**Recorded information:**
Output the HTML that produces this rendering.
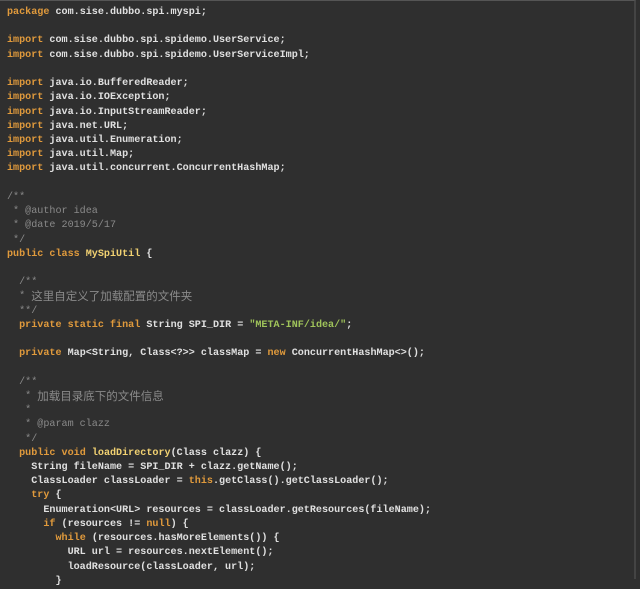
<!DOCTYPE html>
<html><head><meta charset="utf-8"><style>
html,body{margin:0;padding:0;background:#2f2f2f;}
body{width:640px;height:579px;overflow:hidden;position:relative;}
.b{position:absolute;left:0;top:0;width:636px;height:579px;border-top:1px solid #555;border-right:2px solid #444;box-sizing:border-box;}
pre{position:absolute;left:7px;top:6px;margin:0;font-family:"Liberation Mono",monospace;font-size:10.1px;line-height:14.22px;color:#e0e0e0;font-weight:bold;}
.k{color:#e09a3c}.m{color:#f2d272}.s{color:#9fc35a}.c{color:#8a8a8a;font-weight:normal}
.z{font-family:"Liberation Sans","Noto Sans CJK SC",sans-serif;font-size:11.5px;font-weight:normal;display:inline-block;height:14.22px;line-height:14.22px;vertical-align:top}
</style></head><body><div class="b"></div><pre><span class="k">package</span> com.sise.dubbo.spi.myspi;

<span class="k">import</span> com.sise.dubbo.spi.spidemo.UserService;
<span class="k">import</span> com.sise.dubbo.spi.spidemo.UserServiceImpl;

<span class="k">import</span> java.io.BufferedReader;
<span class="k">import</span> java.io.IOException;
<span class="k">import</span> java.io.InputStreamReader;
<span class="k">import</span> java.net.URL;
<span class="k">import</span> java.util.Enumeration;
<span class="k">import</span> java.util.Map;
<span class="k">import</span> java.util.concurrent.ConcurrentHashMap;

<span class="c">/**
 * @author idea
 * @date 2019/5/17
 */</span>
<span class="k">public class</span> <span class="m">MySpiUtil</span> {

  <span class="c">/**
  * <span class="z">这里自定义了加载配置的文件夹</span>
  **/</span>
  <span class="k">private static final</span> String SPI_DIR = <span class="s">"META-INF/idea/"</span>;

  <span class="k">private</span> Map&lt;String, Class&lt;?&gt;&gt; classMap = <span class="k">new</span> ConcurrentHashMap&lt;&gt;();

  <span class="c">/**
   * <span class="z">加载目录底下的文件信息</span>
   *
   * @param clazz
   */</span>
  <span class="k">public void</span> <span class="m">loadDirectory</span>(Class clazz) {
    String fileName = SPI_DIR + clazz.getName();
    ClassLoader classLoader = <span class="k">this</span>.getClass().getClassLoader();
    <span class="k">try</span> {
      Enumeration&lt;URL&gt; resources = classLoader.getResources(fileName);
      <span class="k">if</span> (resources != <span class="k">null</span>) {
        <span class="k">while</span> (resources.hasMoreElements()) {
          URL url = resources.nextElement();
          loadResource(classLoader, url);
        }</pre></body></html>
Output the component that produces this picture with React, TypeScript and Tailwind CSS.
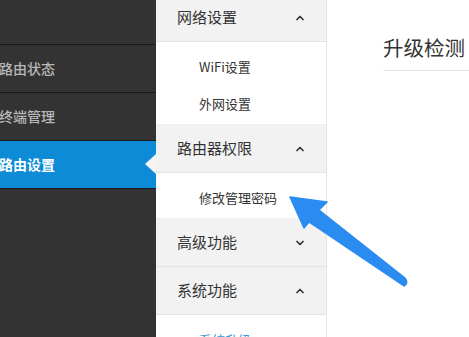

**What you should do:** Quote every record above exactly, leaving out any pictures.

**Reply to the task:**
Output the HTML that produces this rendering.
<!DOCTYPE html>
<html><head><meta charset="utf-8"><style>
html,body{margin:0;padding:0;background:#2f2f2f;}
body{width:640px;height:579px;overflow:hidden;position:relative;}
.b{position:absolute;left:0;top:0;width:636px;height:579px;border-top:1px solid #555;border-right:2px solid #444;box-sizing:border-box;}
pre{position:absolute;left:7px;top:6px;margin:0;font-family:"Liberation Mono",monospace;font-size:10.1px;line-height:14.22px;color:#e0e0e0;font-weight:bold;}
.k{color:#e09a3c}.m{color:#f2d272}.s{color:#9fc35a}.c{color:#8a8a8a;font-weight:normal}
.z{font-family:"Liberation Sans","Noto Sans CJK SC",sans-serif;font-size:11.5px;font-weight:normal;display:inline-block;height:14.22px;line-height:14.22px;vertical-align:top}
</style></head><body><div class="b"></div><pre><span class="k">package</span> com.sise.dubbo.spi.myspi;

<span class="k">import</span> com.sise.dubbo.spi.spidemo.UserService;
<span class="k">import</span> com.sise.dubbo.spi.spidemo.UserServiceImpl;

<span class="k">import</span> java.io.BufferedReader;
<span class="k">import</span> java.io.IOException;
<span class="k">import</span> java.io.InputStreamReader;
<span class="k">import</span> java.net.URL;
<span class="k">import</span> java.util.Enumeration;
<span class="k">import</span> java.util.Map;
<span class="k">import</span> java.util.concurrent.ConcurrentHashMap;

<span class="c">/**
 * @author idea
 * @date 2019/5/17
 */</span>
<span class="k">public class</span> <span class="m">MySpiUtil</span> {

  <span class="c">/**
  * <span class="z">这里自定义了加载配置的文件夹</span>
  **/</span>
  <span class="k">private static final</span> String SPI_DIR = <span class="s">"META-INF/idea/"</span>;

  <span class="k">private</span> Map&lt;String, Class&lt;?&gt;&gt; classMap = <span class="k">new</span> ConcurrentHashMap&lt;&gt;();

  <span class="c">/**
   * <span class="z">加载目录底下的文件信息</span>
   *
   * @param clazz
   */</span>
  <span class="k">public void</span> <span class="m">loadDirectory</span>(Class clazz) {
    String fileName = SPI_DIR + clazz.getName();
    ClassLoader classLoader = <span class="k">this</span>.getClass().getClassLoader();
    <span class="k">try</span> {
      Enumeration&lt;URL&gt; resources = classLoader.getResources(fileName);
      <span class="k">if</span> (resources != <span class="k">null</span>) {
        <span class="k">while</span> (resources.hasMoreElements()) {
          URL url = resources.nextElement();
          loadResource(classLoader, url);
        }</pre></body></html>
Output the component that produces this picture with React, TypeScript and Tailwind CSS.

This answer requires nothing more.